Actually, I'd like John to comment on that, hence the CC. More generally,
wouldn't be useful to push the recarray manipulating functions from
matplotlib.mlab to numpy ?
Yes, I've said on a number of occasions I'd like to see these
functions in numpy, since a number of them make more sense as numpy
methods than as stand alone functions.
...
What happens when the column names are unknown (read from the header) or wrong ?
I'm not quite sure what you are looking for here.  Either the user
will have to know the correct column name or the column number or you
should raise an error.  I think supporting column names everywhere
they make sense is critical since this is how most people think about
these CSV-like files with column headers.

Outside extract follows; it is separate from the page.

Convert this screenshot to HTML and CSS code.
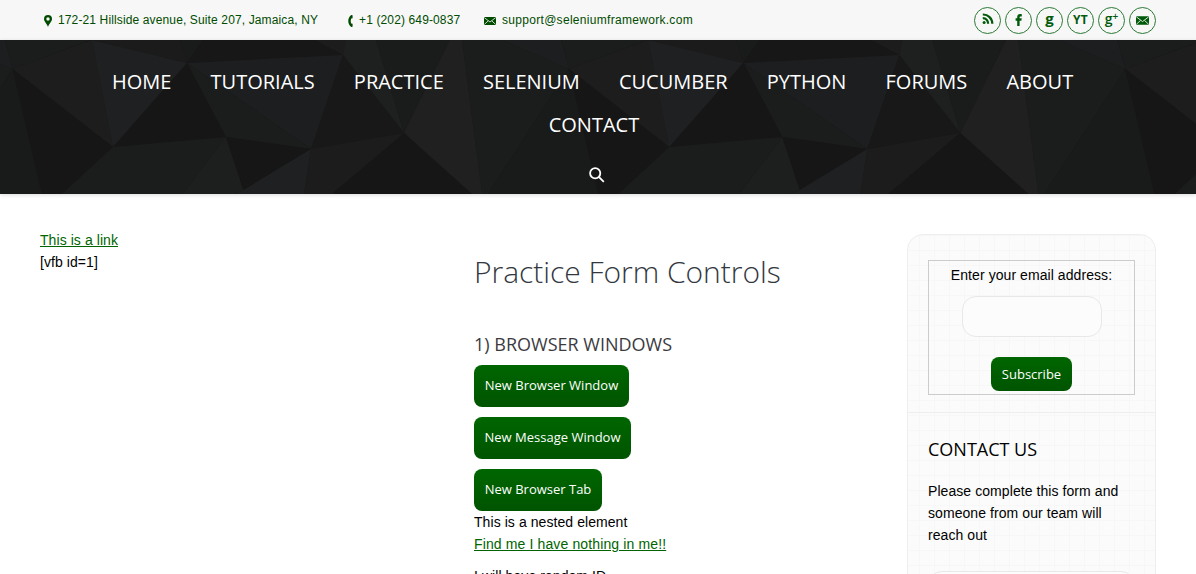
FILE: index.html
```html
<!DOCTYPE html>
<html lang="en">
<head>
<meta charset="utf-8">
<title>Practice Form Controls</title>
<link rel="stylesheet" href="styles.css">
</head>
<body>
<div class="topbar">
  <div class="contacts">
    <span class="contact address"><svg class="pin" width="8" height="12" viewBox="0 0 8 12"><path fill-rule="evenodd" d="M4 0a4 4 0 0 1 4 4c0 2.600-2.600 4-4 8C2.600 8 0 6.600 0 4a4 4 0 0 1 4-4zm0 2.300a1.700 1.700 0 1 0 0 3.400 1.700 1.700 0 0 0 0-3.400z"/></svg><span>172-21 Hillside avenue, Suite 207, Jamaica, NY</span></span>
    <span class="contact phone"><svg width="5" height="12" viewBox="0 0 5 12"><path d="M3.200 0 4.600.2v3L3.200 3.500c-.6 1.600-.6 3.600 0 5l1.400.3v3L3.200 12C-.7 9-.7 3 3.200 0z"/></svg><span>+1 (202) 649-0837</span></span>
    <span class="contact mail"><svg class="env" width="12" height="8" viewBox="0 0 12 8"><rect width="12" height="8" rx=".5"/><path class="fold" d="M.3.6 6 5 11.700.6M.3 7.500 4.200 3.900M11.700 7.500 7.800 3.900"/></svg><span>support@seleniumframework.com</span></span>
  </div>
  <div class="social">
    <a><svg class="rss" width="12" height="12" viewBox="0 0 12 12"><circle cx="2.100" cy="9.600" r="1.500"/><path class="wave" d="M.8 5.200a5.300 5.300 0 0 1 5.300 5.600M.8 1.500a9.200 9.200 0 0 1 9.500 9.300"/></svg></a>
    <a><svg class="fb" width="8" height="12" viewBox="0 0 8 12"><path d="M2.200 12V6.700H.6V4.300h1.600V3C2.200 1 3.300 0 5.100 0c.8 0 1.500.1 1.700.2v2.200H5.600c-.8 0-1 .4-1 1v.9h2.100l-.3 2.400H4.600V12z"/></svg></a>
    <a><span class="g">g</span></a>
    <a><span class="yt">YT</span></a>
    <a><span class="gplus">g<sup>+</sup></span></a>
    <a><svg class="env" width="13" height="9" viewBox="0 0 12 8"><rect width="12" height="8" rx=".5"/><path class="fold" d="M.3.6 6 5 11.700.6M.3 7.500 4.200 3.900M11.700 7.500 7.800 3.900"/></svg></a>
  </div>
</div>
<header class="header">
  <svg class="facets" width="1196" height="154" viewBox="0 0 1196 154">
    <defs>
      <g id="tile">
        <path fill="#1b1c1c" d="M12.700 29 5 0H90z"/>
        <path fill="#1d1d1d" d="M12.700 29 92 0 113 107z"/>
        <path fill="#1f2021" d="M92 0 187 23 113 107z"/>
        <path fill="#1b1b1b" d="M92 0H180L187 23z"/>
        <path fill="#191a1a" d="M180 0H203L187 23z"/>
        <path fill="#171717" d="M203 0H315L343 15 187 23z"/>
        <path fill="#1c1c1c" d="M315 0H346L343 15z"/>
        <path fill="#1e1f1f" d="M346 0H376L404 93 343 15z"/>
        <path fill="#1d1e1f" d="M187 23 343 15 311 109z"/>
        <path fill="#1b1c1c" d="M187 23 311 109 226 97z"/>
        <path fill="#161616" d="M187 23 226 97 113 107z"/>
        <path fill="#181818" d="M343 15 404 93 311 109z"/>
        <path fill="#1a1b1b" d="M376 0H450L404 93z"/>
        <path fill="#202020" d="M450 0H462L482 154H472L404 93z"/>
        <path fill="#1b1c1c" d="M462 0H503L569 29 488 154H482z"/>
        <path fill="#1d1e1f" d="M503 0H561L569 29z"/>
        <path fill="#191a1a" d="M569 29 598 154H488z"/>
        <path fill="#161616" d="M12.700 29 113 107 62 154H42z"/>
        <path fill="#1b1c1c" d="M113 107 226 97 183 154H62z"/>
        <path fill="#1d1e1e" d="M226 97 243.500 150 235 154H183z"/>
        <path fill="#161616" d="M226 97 311 109 243.500 150z"/>
        <path fill="#1f2021" d="M243.500 150 311 109 304 154H235z"/>
        <path fill="#1c1c1c" d="M311 109 404 93 332 154H304z"/>
        <path fill="#161616" d="M404 93 472 154H332z"/>
      </g>
    </defs>
    <use href="#tile" x="-556.300"/><use href="#tile"/><use href="#tile" x="556.300"/><use href="#tile" x="1112.600"/>
  </svg>
  <nav class="nav">
    <div class="row"><a>HOME</a><a>TUTORIALS</a><a>PRACTICE</a><a>SELENIUM</a><a>CUCUMBER</a><a>PYTHON</a><a>FORUMS</a><a>ABOUT</a></div>
    <div class="row second"><a>CONTACT</a></div>
    <svg class="search" width="16" height="16" viewBox="0 0 16 16"><circle cx="6.200" cy="6.200" r="5.100"/><path d="M9.800 9.800 14.800 14.800"/></svg>
  </nav>
</header>
<main class="main">
  <section class="left"><a class="link">This is a link</a><p>[vfb id=1]</p></section>
  <section class="center">
    <h1>Practice Form Controls</h1>
    <h3>1) BROWSER WINDOWS</h3>
    <button class="btn w1">New Browser Window</button>
    <button class="btn w2">New Message Window</button>
    <button class="btn w3">New Browser Tab</button>
    <p>This is a nested element</p>
    <a class="link find">Find me I have nothing in me!!</a>
    <p class="random">I will have random ID</p>
  </section>
  <aside class="sidebar">
    <div class="widget subscribe">
      <form class="box">
        <label>Enter your email address:</label>
        <input type="text" class="email">
        <button type="button" class="btn small">Subscribe</button>
      </form>
    </div>
    <div class="widget contact-us">
      <h3>CONTACT US</h3>
      <p>Please complete this form and someone from our team will reach out</p>
      <input type="text" class="field">
    </div>
  </aside>
</main>
</body>
</html>
```
FILE: styles.css
```css
* { box-sizing: border-box; }
html, body { height: 574px; overflow: hidden; }
body { margin: 0; background: #fff; color: #000; font: 14px/22px "Liberation Sans", Arial, sans-serif; letter-spacing: 0.07px; }
p, h1, h3 { margin: 0; font-weight: 400; }
svg { display: block; }

.topbar { height: 40px; background: #f7f7f7; padding: 0 40px; display: flex; justify-content: space-between; color: #004b00; fill: #004b00; font-size: 12px; line-height: 40px; }
.contacts { display: flex; padding-left: 4px; }
.contact { display: flex; align-items: center; white-space: nowrap; letter-spacing: 0.13px; }
.contact svg { margin-top: 2px; }
.address { width: 304px; gap: 6px; }
.phone { width: 136px; gap: 6px; }
.mail { gap: 6px; letter-spacing: 0.3px; }
.fold { fill: none; stroke: #f7f7f7; stroke-width: 0.8; }

.social { display: flex; gap: 4px; padding-top: 7px; fill: #005a0a; color: #005a0a; }
.social a { width: 27px; height: 27px; border: 1px solid #2c7a35; border-radius: 50%; display: flex; align-items: center; justify-content: center; font-family: "Open Sans", sans-serif; font-weight: 700; line-height: 25px; }
.social svg { margin-bottom: 1px; }
.social .rss { margin-bottom: 3px; }
.wave { fill: none; stroke: #005a0a; stroke-width: 2.2; }
.g { font-size: 15px; margin-top: -4px; }
.yt { font-size: 12px; letter-spacing: 0.3px; margin-top: -2px; }
.gplus { font-size: 14px; display: flex; margin-top: -4px; letter-spacing: 0; font-weight: 600; }
.gplus sup { font-size: 10px; line-height: 20px; }

.header { height: 154px; background: #191919; display: grid; box-shadow: 0 1px 4px rgba(0, 0, 0, 0.15); }
.facets, .nav { grid-area: 1 / 1; }
.nav { z-index: 1; color: #fff; font: 20px/43px "Open Sans", sans-serif; padding: 20px 0 0; letter-spacing: 0; }
.row { display: flex; gap: 39.15px; padding-left: 112px; white-space: nowrap; }
.second { padding-left: 548.7px; }
.search { margin: 21px 0 0 589px; fill: none; stroke: #fff; stroke-width: 1.8; }

.main { display: grid; grid-template-columns: 434px 433px 249px; padding: 0 40px; height: 380px; overflow: hidden; }
.left { padding-top: 35px; }
.link { color: #006400; text-decoration: underline; }
.find { letter-spacing: 0.13px; }
.center { padding-top: 57px; display: flex; flex-direction: column; align-items: flex-start; }
.center h1 { font: 300 30px/42px "Open Sans", sans-serif; color: #333740; letter-spacing: -0.03px; }
.center h3 { font: 18px/26px "Open Sans", sans-serif; color: #3b3b3f; margin: 38px 0 8px; white-space: nowrap; letter-spacing: 0; }
.btn { height: 42px; border: 0; border-radius: 8px; padding: 0 0 2px; margin: 0 0 10px; color: #fff; font: 13px/40px "Open Sans", sans-serif; letter-spacing: 0; background: linear-gradient(#006600, #005400); white-space: nowrap; }
.w1 { width: 155px; }
.w2 { width: 157px; }
.w3 { width: 128px; margin-bottom: 0; }
.random { margin-top: 10px; }

.sidebar { margin-top: 40px; height: 420px; border: 1px solid #eee; border-radius: 16px; background: linear-gradient(90deg, #f7f7f7 1px, transparent 1px) 11px 0 / 15px 15px, linear-gradient(#f7f7f7 1px, transparent 1px) 0 0 / 15px 15px, #fbfbfb; }
.widget { padding: 25px 20px 0; }
.subscribe { height: 178px; border-bottom: 1px solid #eee; }
.box { height: 135px; border: 1px solid #ccc; padding-top: 3px; display: flex; flex-direction: column; align-items: center; }
input { border: 1px solid #e8e8e8; border-radius: 14px; background: #fcfcfc; }
.email { width: 140px; height: 41px; margin: 10px 0 20px; }
.small { width: 81px; height: 34px; line-height: 32px; flex: none; margin: 0; padding: 0; }
.contact-us { padding-top: 23px; }
.contact-us h3 { font: 18px/26px "Open Sans", sans-serif; margin-bottom: 18px; letter-spacing: 0; }
.field { display: block; width: 207px; height: 41px; margin-top: 25px; }
```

One other thing that is essential for me is that date support is
included.  Virtually every CSV file I work with has date data in it,
in a variety of formats, and I depend on csv2rec (via
dateutil.parser.parse which mpl ships) to be able to handle it w/o any
extra cognitive overhead, albeit at the expense of some performance
overhead, but my files aren't too big.  I'm not sure how numpy would
handle the date parsing aspect, but this came up in the date datatype
PEP discussion I think.  For me, having to manually specify a date
converter with the proper format string every time I load a CSV file
is probably not viable.

Another feature that is critical to me is to be able to get a
np.recarray back instead of a record array.  I use these all day long,
and the convenience of r.date over r['date'] is too much for me to
give up.

Feel free to ignore these suggestions if they are too burdensome or
not appropriate for numpy -- I'm just letting you know some of the
things I need to see before I personally would stop using mlab.csv2rec
 and use numpy.loadtxt instead.

One last thing, I consider the masked array support in csv2rec
somewhat broken because when using a masked array you cannot get at
the data (eg datetime methods or string methods) directly using the
same interface that regular recarrays use.  Pierre, last I brought
this up you asked for some example code and indicated a willingness to
work on it but I fell behind and never posted it.  The code
illustrating the problem is below.  I'm really not sure what the right
solution is, but the current implementation -- sometimes returning a
plain-vanilla rec array, sometimes returning a masked record array --
with different interfaces is not good.

Perhaps the best solution is to force the user to ask for masked
support, and then always return a masked array whether any of the data
is masked or not.  csv2rec conditionally returns a masked array only
if some of the data are masked, which makes it difficult to use.

JDH

Here is the problem I referred to above -- in f1 none of the rows are
masked and so I can access the object attributes from the rows
directly.  In the 2nd example, row 3 has some missing data so I get an
mrecords recarray back, which does not allow me to directly access the
valid data methods.

from  StringIO import StringIO
import matplotlib.mlab as mlab
f1 = StringIO("""\
date,name,age,weight
2008-10-12,'Bill',22,125.
2008-10-13,'Tom',23,135.
2008-10-14,'Sally',23,145."""
)

r1 = mlab.csv2rec(f1)
row0 = r1[0]
print row0.date.year, row0.name.upper()

f2 = StringIO("""\
date,name,age,weight
2008-10-12,'Bill',22,125.
2008-10-13,'Tom',23,135.
2008-10-14,'',,145."""
)

r2 = mlab.csv2rec(f2)
row0 = r2[0]
print row0.date.year, row0.name.upper()